I gather that senior British figures are talking in similar terms. There is a belief that “the U.K.’s No. 1 option is for the conflict to be extended and thereby bleed Putin.” Again and again, I hear such language. It helps explain, among other things, the lack of any diplomatic effort by the U.S. to secure a cease-fire.  It also explains the readiness of President Joe Biden to call Putin a war criminal.

But, Ferguson noted, “Putin has the power — unlike Saddam or Qaddafi — to threaten to use nuclear weapons.”

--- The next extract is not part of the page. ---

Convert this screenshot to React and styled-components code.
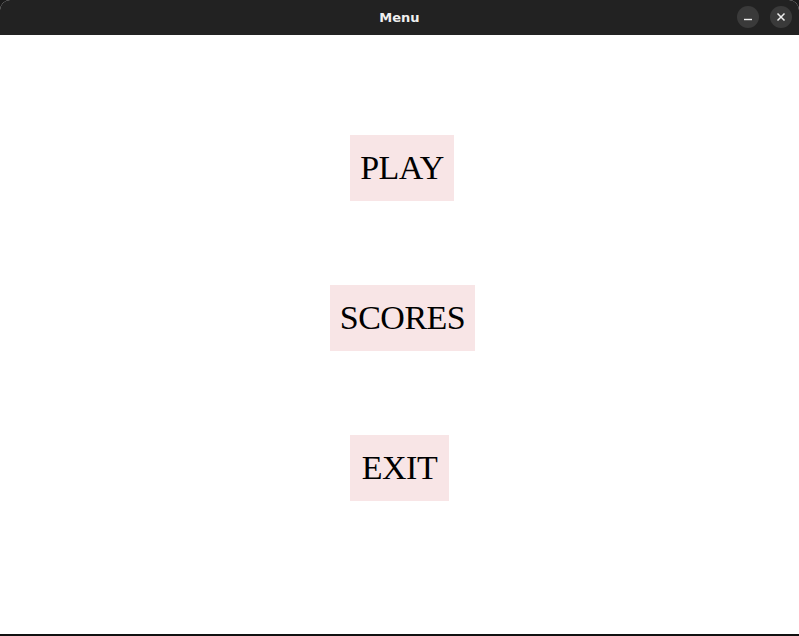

Already, “Ukraine has to make do with just arms supplies. And the reason for that, as we have seen, is the Biden administration’s intense fear that Putin may escalate to nuclear war if U.S. support for Ukraine goes too far,” Ferguson wrote.

Nonetheless, a second question in the survey showed strong support for Ukraine in its war against Russia, the former Cold War enemy of the United States.

Fifty-five percent of respondents said Biden is not doing enough, when asked “Is the United States doing too much or not doing enough to help Ukraine fight the Russian invasion? Or is the amount of U.S. support to Ukraine about right?”

Just 15 percent said too much, and 33 percent said “about right.”

The stakes are high, in part, because Russian officials see the U.S. military support for Ukraine as an indirect war against Putin and Russia.

“A real hybrid war, total war, was declared on us,” Russia’s foreign minister, Sergei Lavrov, said as he described his government’s view of the military and economic support from the United States and Europe for the Ukraine government. The goal is “to destroy, break, annihilate, strangle the Russian economy, and Russia on the whole.”

The Russians’ apocalyptic view was bolstered by Biden’s March 26 comment, “For God’s sake, this man cannot remain in power.”

The Biden confrontation has crashed the long-standing expectation that a modernizing post-Putin Russia would ally with America to curb China’s expanding power.